Glyphosate is the most widely used herbicide globally. Growers have rapidly increased glyphosate use over the past two decades with the advent of GMHT crops and the loss of glyphosate patent protection in 2000. Currently, 32 weed species have evolved resistance to glyphosate worldwide, many of which have been identified in the US in GMHT cropping systems. These weeds include but are not limited to Amaranthus palmeri S. Wats. A. tuberculatus (=A. rudis) L. Ambrosia artemisiifolia L. A. trifida L. and various Conyza and Lolium spp.[14,17] Cultivation of GMHT soybean in Argentina and Brazil has resulted in glyphosate-resistant (GR) populations of Sorghum halepense (L.) Pers. and Euphorbia heterophylla L.[18,19] The overreliance on glyphosate to control weeds contributed to the evolution of multiple-resistant weed populations.[20–23] Multiple resistances to ALS-inhibiting herbicides and glyphosate is also reported in Conyza canadensis (L.) Cronq.[24] In Europe, cases of Alopecurus myosuroides Huds. populations with multiple herbicide resistances have been reported in many countries [14] and in Australia multiple resistant Lolium rigidum Gaudin is the predominat weed problem.14]

Evidence from the USA confirms that where there is very intense selection pressure imposed by the frequent (if not exclusive) use of glyphosate accompanied by, a lack of diversity in weed control practices and no mandated herbicide resistance programs to delay resistance evolution in weeds,[25] resistance to glyphosate in weeds evolved and spread rapidly.[26–28] This, in turn, may induce modifications of growers’ weed management practices through intensification of herbicide use and use of herbicides with less benign environmental profiles, with consequent adverse environmental effects.[29–32] In regions where GR weeds exist, growers have exacerbated this phenomenon by increasing glyphosate rates and application frequency which further increases the selection pressure on weeds populations leading to more cases of evolved glyphosate resistance.[27,33,34]

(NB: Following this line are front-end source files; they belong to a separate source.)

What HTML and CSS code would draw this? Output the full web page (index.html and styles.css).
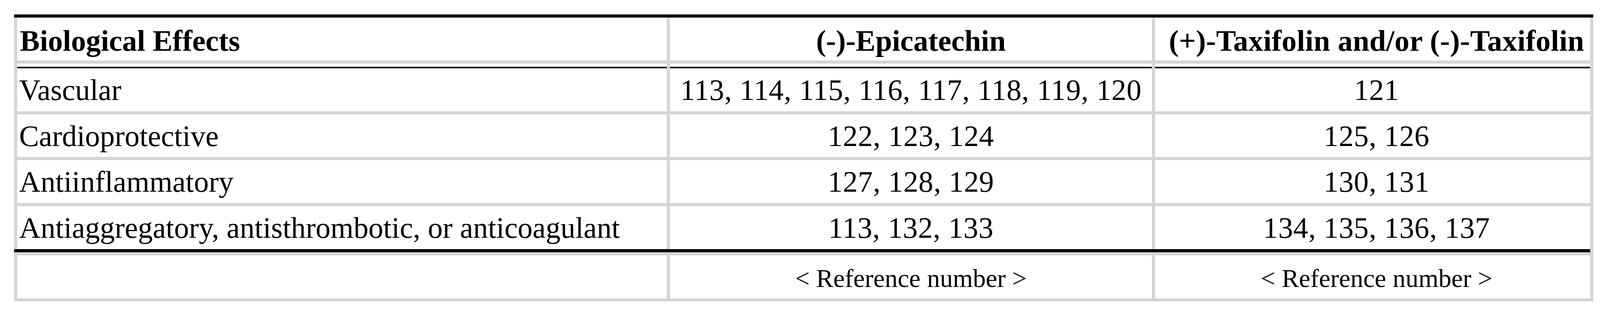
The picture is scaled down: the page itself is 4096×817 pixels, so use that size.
FILE: index.html
```html
<!DOCTYPE html>
<html>
<head>
<meta charset="utf-8">
<title>Biological Effects</title>
<link rel="stylesheet" href="styles.css">
</head>
<body>
<div class="table">
  <div class="topbar"></div>
  <div class="tbody">
    <div class="row head">
      <div class="cell c1">Biological Effects</div>
      <div class="cell c2">(-)-Epicatechin</div>
      <div class="cell c3 wide">(+)-Taxifolin and/or (-)-Taxifolin</div>
    </div>
    <div class="row first">
      <div class="cell c1">Vascular</div>
      <div class="cell c2 num">113, 114, 115, 116, 117, 118, 119, 120</div>
      <div class="cell c3 num">121</div>
    </div>
    <div class="row short">
      <div class="cell c1">Cardioprotective</div>
      <div class="cell c2 num">122, 123, 124</div>
      <div class="cell c3 num">125, 126</div>
    </div>
    <div class="row">
      <div class="cell c1">Antiinflammatory</div>
      <div class="cell c2 num">127, 128, 129</div>
      <div class="cell c3 num">130, 131</div>
    </div>
    <div class="group">
      <div class="row">
        <div class="cell c1">Antiaggregatory, antisthrombotic, or anticoagulant</div>
        <div class="cell c2 num">113, 132, 133</div>
        <div class="cell c3 num">134, 135, 136, 137</div>
      </div>
      <div class="bottombar"></div>
    </div>
    <div class="row foot">
      <div class="cell c1"></div>
      <div class="cell c2">&lt; Reference number &gt;</div>
      <div class="cell c3">&lt; Reference number &gt;</div>
    </div>
  </div>
</div>
</body>
</html>
```
FILE: styles.css
```css
html, body {
  margin: 0;
  padding: 0;
  background: #ffffff;
}

.table {
  margin: 37px 0 0 36px;
  width: 4043px;
  font-family: "Liberation Serif", "Times New Roman", serif;
  color: #000000;
}

.topbar {
  height: 8px;
  background: #050809;
}

.tbody {
  background: #d4d5d4;
  padding: 0 8px 8px 8px;
  display: flex;
  flex-direction: column;
  gap: 8px;
}

.row {
  display: flex;
  gap: 8px;
  height: 110px;
}

.cell {
  background: #ffffff;
  font-size: 76px;
  line-height: 84px;
  padding-top: 13px;
  white-space: nowrap;
  box-sizing: border-box;
}

.c1 {
  width: 1663px;
  padding-left: 5px;
}

.c2 {
  width: 1234px;
  text-align: center;
}

.c3 {
  width: 1114px;
  text-align: center;
  padding-left: 20px;
}

.num {
  letter-spacing: 0.6px;
}

.head .cell {
  font-weight: bold;
  padding-top: 17px;
}

.head .wide {
  letter-spacing: 0.4px;
}

.head .c1 {
  padding-left: 7px;
}

.first {
  height: 122px;
}

.first .cell {
  padding-top: 25px;
  background: linear-gradient(#ffffff 0 8px, #050809 8px 12px, #ffffff 12px);
}

.short {
  height: 109px;
}

.group {
  display: flex;
  flex-direction: column;
}

.bottombar {
  height: 8px;
  background: #050809;
  margin-left: -8px;
}

.foot .cell {
  font-size: 66px;
  line-height: 73px;
  padding-top: 22px;
}
```
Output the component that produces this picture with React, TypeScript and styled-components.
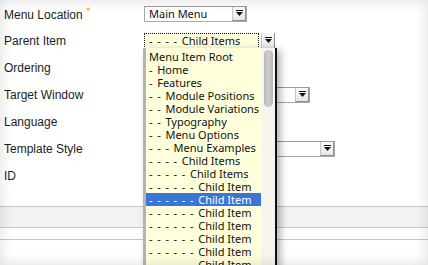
import React from 'react'
import styled, { createGlobalStyle, css } from 'styled-components'

const GlobalStyle = createGlobalStyle`
  html, body {
    margin: 0;
    padding: 0;
    background: #ffffff;
    overflow: hidden;
  }
`

const listFont = `"Noto Sans", "DejaVu Sans", sans-serif`

const parentOptions = [
  { depth: 0, label: 'Menu Item Root' },
  { depth: 1, label: 'Home' },
  { depth: 1, label: 'Features' },
  { depth: 2, label: 'Module Positions' },
  { depth: 2, label: 'Module Variations' },
  { depth: 2, label: 'Typography' },
  { depth: 2, label: 'Menu Options' },
  { depth: 3, label: 'Menu Examples' },
  { depth: 4, label: 'Child Items' },
  { depth: 5, label: 'Child Items' },
  { depth: 6, label: 'Child Item' },
  { depth: 6, label: 'Child Item', selected: true },
  { depth: 6, label: 'Child Item' },
  { depth: 6, label: 'Child Item' },
  { depth: 6, label: 'Child Item' },
  { depth: 6, label: 'Child Item' },
  { depth: 6, label: 'Child Item' },
  { depth: 6, label: 'Child Item' },
]

const dashes = (depth: number) => (depth ? '- '.repeat(depth) : '')

const ArrowIcon = () => (
  <svg width="7" height="6" viewBox="0 0 7 6" aria-hidden="true">
    <rect x="0" y="0" width="7" height="1" fill="#111" />
    <polygon points="0,2 7,2 3.5,6" fill="#111" />
  </svg>
)

type SelectProps = { width: number; value?: string; depth?: number; focused?: boolean }

const Select = ({ width, value = '', depth = 0, focused }: SelectProps) => (
  <SelectBox $width={width} $focused={focused}>
    <SelectValue $focused={focused}>
      <Dashes>{dashes(depth)}</Dashes>
      {value}
    </SelectValue>
    <ArrowButton>
      <ArrowIcon />
    </ArrowButton>
  </SelectBox>
)

const App = () => {
  return (
    <>
      <GlobalStyle />
      <Page>
        <Form>
          <Row>
            <Label>
              Menu Location <Required>*</Required>
            </Label>
            <Select width={103} value="Main Menu" />
          </Row>
          <Row>
            <Label>Parent Item</Label>
            <Select width={131} depth={4} value="Child Items" focused />
          </Row>
          <Row>
            <Label>Ordering</Label>
            <Select width={110} />
          </Row>
          <Row>
            <Label>Target Window</Label>
            <Select width={166} />
          </Row>
          <Row>
            <Label>Language</Label>
            <Select width={110} />
          </Row>
          <Row>
            <Label>Template Style</Label>
            <Select width={191} />
          </Row>
          <Row>
            <Label>ID</Label>
          </Row>
        </Form>

        <Footer>
          <Band />
          <Rule />
        </Footer>

        <DropdownList role="listbox">
          <Options>
            {parentOptions.map((opt, i) => (
              <Option key={i} $selected={opt.selected}>
                <Dashes>{dashes(opt.depth)}</Dashes>
                {opt.label}
              </Option>
            ))}
          </Options>
          <ScrollTrack>
            <ScrollThumb />
          </ScrollTrack>
        </DropdownList>

        <Vignette aria-hidden="true" />
      </Page>
    </>
  )
}

const Page = styled.div`
  position: relative;
  width: 428px;
  height: 265px;
  overflow: hidden;
  background: #ffffff;
`

const Vignette = styled.div`
  position: absolute;
  inset: 0;
  pointer-events: none;
  box-shadow: inset 0 0 14px rgba(0, 0, 0, 0.14);
`

const Form = styled.div`
  display: flex;
  flex-direction: column;
`

const Row = styled.div`
  display: grid;
  grid-template-columns: 144px 1fr;
  align-items: center;
  height: 27px;
`

const Label = styled.span`
  padding-left: 4px;
  font-family: 'Liberation Sans', Arial, sans-serif;
  font-size: 12px;
  color: #1c1c1c;
`

const Required = styled.span`
  color: #f3a33c;
  font-size: 11px;
  vertical-align: 4px;
`

const SelectBox = styled.div<{ $width: number; $focused?: boolean }>`
  display: flex;
  box-sizing: border-box;
  width: ${({ $width }) => $width}px;
  height: 16px;
  border: 1px solid #a9a9a9;
  border-top-color: #9a9a9a;
  background: #ffffff;

  ${({ $focused }) =>
    $focused &&
    css`
      border: none;
      background: transparent;
    `}
`

const SelectValue = styled.span<{ $focused?: boolean }>`
  flex: 1;
  box-sizing: border-box;
  padding-left: 4px;
  font-family: ${listFont};
  font-size: 11px;
  line-height: 14px;
  color: #111;
  white-space: pre;
  overflow: hidden;

  ${({ $focused }) =>
    $focused &&
    css`
      background: #ffffdc;
      outline: 1px dotted #111;
      outline-offset: -1px;
      padding-left: 5px;
      line-height: 16px;
      margin-right: 2px;
    `}
`

const Dashes = styled.span`
  letter-spacing: 0.9px;
`

const ArrowButton = styled.span`
  display: flex;
  align-items: center;
  justify-content: center;
  box-sizing: border-box;
  width: 14px;
  background: linear-gradient(#fbfbfb, #e6e6e6);
  border-left: 1px solid #c4c4c4;
  border-right: 1px solid #8c8c8c;
  border-bottom: 1px solid #8c8c8c;
  padding-bottom: 1px;
`

const Footer = styled.div`
  margin-top: 17px;
`

const Band = styled.div`
  height: 20px;
  background: #f2f2f2;
  border-top: 1px solid #c6c6c6;
  border-bottom: 1px solid #c6c6c6;
`

const Rule = styled.div`
  margin-top: 11px;
  border-top: 1px solid #c6c6c6;
`

const DropdownList = styled.div`
  position: absolute;
  left: 143px;
  top: 48px;
  width: 134px;
  height: 240px;
  box-sizing: border-box;
  display: flex;
  background: #ffffdc;
  border-left: 3px solid #b4b4b4;
  border-right: 2px solid #111;
  box-shadow: 4px 2px 7px rgba(0, 0, 0, 0.28);
`

const Options = styled.div`
  flex: 1;
  padding-top: 2px;
  display: flex;
  flex-direction: column;
`

const Option = styled.div<{ $selected?: boolean }>`
  height: 13px;
  padding-left: 3px;
  font-family: ${listFont};
  font-size: 11px;
  line-height: 13px;
  white-space: pre;
  color: #111;

  ${({ $selected }) =>
    $selected &&
    css`
      background: #3875d7;
      color: #ffffff;
    `}
`

const ScrollTrack = styled.div`
  width: 14px;
  padding: 2px 2px 0 3px;
  box-sizing: border-box;
  background: #f6f6ef;
`

const ScrollThumb = styled.div`
  height: 57px;
  border-radius: 5px;
  background: linear-gradient(90deg, #b9b9b9, #cdcdcd 50%, #b9b9b9);
`

export default App
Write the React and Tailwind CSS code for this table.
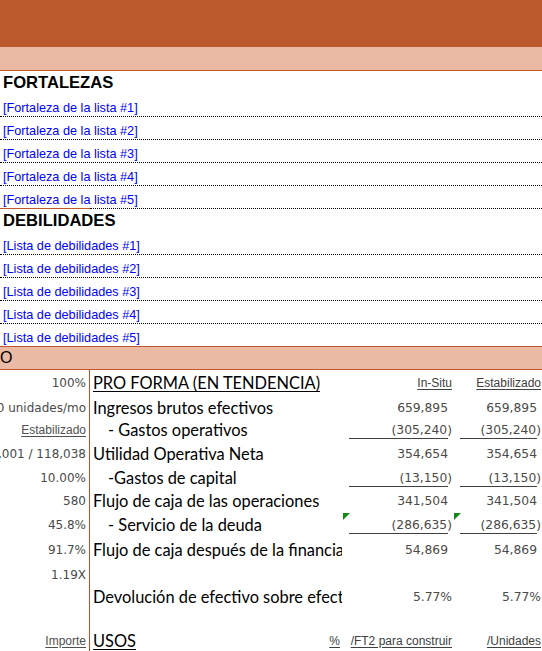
import React from 'react'

// ── fuentes ──────────────────────────────────────
const ARIAL = { fontFamily: '"Liberation Sans", Arial, sans-serif' }
const GILL = { fontFamily: 'Lato, "Open Sans", sans-serif' }
const NUM = { fontFamily: '"DejaVu Sans", Verdana, sans-serif' }

const fortalezas = [1, 2, 3, 4, 5].map((n) => `[Fortaleza de la lista #${n}]`)
const debilidades = [1, 2, 3, 4, 5].map((n) => `[Lista de debilidades #${n}]`)

// filas de la tabla pro forma
const rows = [
  { h: 26, left: '100%', label: 'PRO FORMA (EN TENDENCIA)', head: true, c3: 'In-Situ', c4: 'Estabilizado', hdr: true },
  { h: 23, left: '240 unidades/mo', label: 'Ingresos brutos efectivos', c3: '659,895', c4: '659,895' },
  { h: 22, left: 'Estabilizado', leftU: true, label: '- Gastos operativos', indent: true, c3: '(305,240)', c4: '(305,240)', u: true },
  { h: 25, left: '72,001 / 118,038', label: 'Utilidad Operativa Neta', c3: '354,654', c4: '354,654' },
  { h: 23, left: '10.00%', label: '-Gastos de capital', indent: true, c3: '(13,150)', c4: '(13,150)', u: true },
  { h: 24, left: '580', label: 'Flujo de caja de las operaciones', c3: '341,504', c4: '341,504' },
  { h: 23, left: '45.8%', label: '- Servicio de la deuda', indent: true, c3: '(286,635)', c4: '(286,635)', u: true, tri: true },
  { h: 27, left: '91.7%', label: 'Flujo de caja después de la financiación', c3: '54,869', c4: '54,869' },
  { h: 23, left: '1.19X', label: '' },
  { h: 22, left: '', label: 'Devolución de efectivo sobre efectivo', c3: '5.77%', c4: '5.77%', pct: true },
  { h: 22, left: '', label: '' },
  { h: 21, left: 'Importe', leftU: true, label: 'USOS', head: true, pctLabel: true, c3: '/FT2 para construir', c4: '/Unidades', hdr: true },
]

function Tri() {
  return (
    <svg className="absolute left-[1px] top-0" width="7" height="7" viewBox="0 0 7 7">
      <polygon points="0,0 7,0 0,7" fill="#138a13" />
    </svg>
  )
}

function ValueCell({ v, r }) {
  if (!v) return <div className="relative overflow-hidden" style={{ height: r.h }} />
  const neg = v.startsWith('(')
  const pr = r.hdr || r.pct || neg ? 'pr-[1px]' : 'pr-[5px]'
  return (
    <div style={{ height: r.h }} className={`relative flex items-center justify-end leading-[16px] ${pr}`}>
      {r.tri && <Tri />}
      {r.hdr ? (
        <span style={ARIAL} className="text-[12px] text-[#404040] underline underline-offset-2 decoration-[#404040]">{v}</span>
      ) : (
        <span style={NUM} className="text-[12.3px] text-[#4a4a4a] whitespace-nowrap">{v}</span>
      )}
      {r.u && <div className="absolute left-[7px] right-[5px] bottom-[2px] border-b border-[#404040]" />}
    </div>
  )
}

function ListRow({ text, last, orangeA }) {
  return (
    <div>
      <div style={ARIAL} className="h-[22px] flex items-end pl-[3px] text-[12.7px] leading-[15px] text-[#0000ff] whitespace-nowrap">
        {text}
      </div>
      {last ? (
        <div className="h-px bg-[#c0582c]" />
      ) : orangeA ? (
        <div className="flex h-px">
          <div className="w-[90px] bg-[#c0582c]" />
          <div className="flex-1 border-t border-dotted border-black" />
        </div>
      ) : (
        <div className="border-t border-dotted border-black" />
      )}
    </div>
  )
}

function Heading({ children }) {
  return (
    <div style={ARIAL} className="h-[23px] flex items-end pb-[1px] pl-[3px] text-[16.6px] leading-[20px] font-bold text-black">
      {children}
    </div>
  )
}

export default function App() {
  return (
    <div className="w-[542px] h-[651px] overflow-hidden bg-white">
      <div className="h-[47px] bg-[#bd5a2d]" />
      <div className="h-[24px] bg-[#eabaa5] border-b border-[#c0582c]" />

      <Heading>FORTALEZAS</Heading>
      {fortalezas.map((t, i) => (
        <ListRow key={t} text={t} orangeA={i === 4} />
      ))}

      <Heading>DEBILIDADES</Heading>
      {debilidades.map((t, i) => (
        <ListRow key={t} text={t} last={i === 4} />
      ))}

      <div style={ARIAL} className="h-[23px] bg-[#eabaa5] border-b border-[#c0582c] flex items-center text-[16px] leading-[18px] text-black">
        O
      </div>

      <div className="grid grid-cols-[90px_252px_111px_89px]">
        {rows.map((r, i) => (
          <React.Fragment key={i}>
            <div style={{ height: r.h }} className="border-r border-[#b5542b] flex items-center justify-end pr-[3px] overflow-hidden leading-[16px]">
              {r.leftU ? (
                <span style={ARIAL} className="text-[12px] text-[#505050] underline underline-offset-2 whitespace-nowrap">{r.left}</span>
              ) : (
                <span style={NUM} className="text-[12px] text-[#4a4a4a] whitespace-nowrap shrink-0">{r.left}</span>
              )}
            </div>
            <div style={{ ...GILL, height: r.h }} className={`flex items-center overflow-hidden whitespace-nowrap text-[16.4px] leading-[18px] text-black ${r.indent ? 'pl-[18px]' : 'pl-[3px]'}`}>
              <span className={r.head ? 'underline underline-offset-2' : ''}>{r.label}</span>
              {r.pctLabel && (
                <span style={ARIAL} className="ml-auto pr-[2px] text-[12px] text-[#404040] underline underline-offset-2">%</span>
              )}
            </div>
            <ValueCell v={r.c3} r={r} />
            <ValueCell v={r.c4} r={r} />
          </React.Fragment>
        ))}
      </div>
    </div>
  )
}
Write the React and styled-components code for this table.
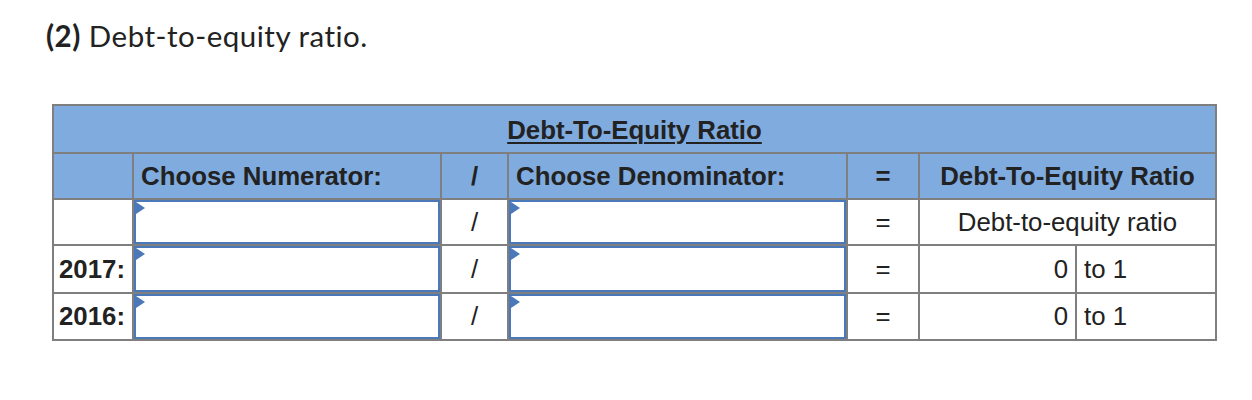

Diversification in crop systems and weed management tactics reduces the risk of weeds evolving herbicide resistance(s) and promotes biodiversity.[35] Therefore, the most effective and sustainable use of HT crops would be as a component of an integrated weed management (IWM) approach. IWM advocates the use of multiple strategies or tactics to manage weed populations in a manner that is economically and environmentally sound. The basic goal of IWM is to achieve effective weed control in a manner that provides sustainable economic benefits to growers and society, and minimal impact on the environment.[36] IWM prescribes the use of multiple tactics to suppress weed populations, and to prevent or delay herbicide resistance evolution. The incorporation of HT crops with current integrated approaches to weed management could help ensure their long-term sustainability.

In practice, the potential benefits of IWM with HT crops are seldom realized, as a wide range of technical and socio-economic factors hamper the transition to IWM. Here, we discuss the major factors that limit the integration of HT crops and their associated farm management practices as a component of IWM. Based on the experience gained in countries where HT crops are widely adopted and the increased familiarity in their management, we propose five actions to facilitate the integration of HT crops and their associated farm management practices in IWM systems within the European Union (EU) where currently only CHT crops are grown on a minor scale.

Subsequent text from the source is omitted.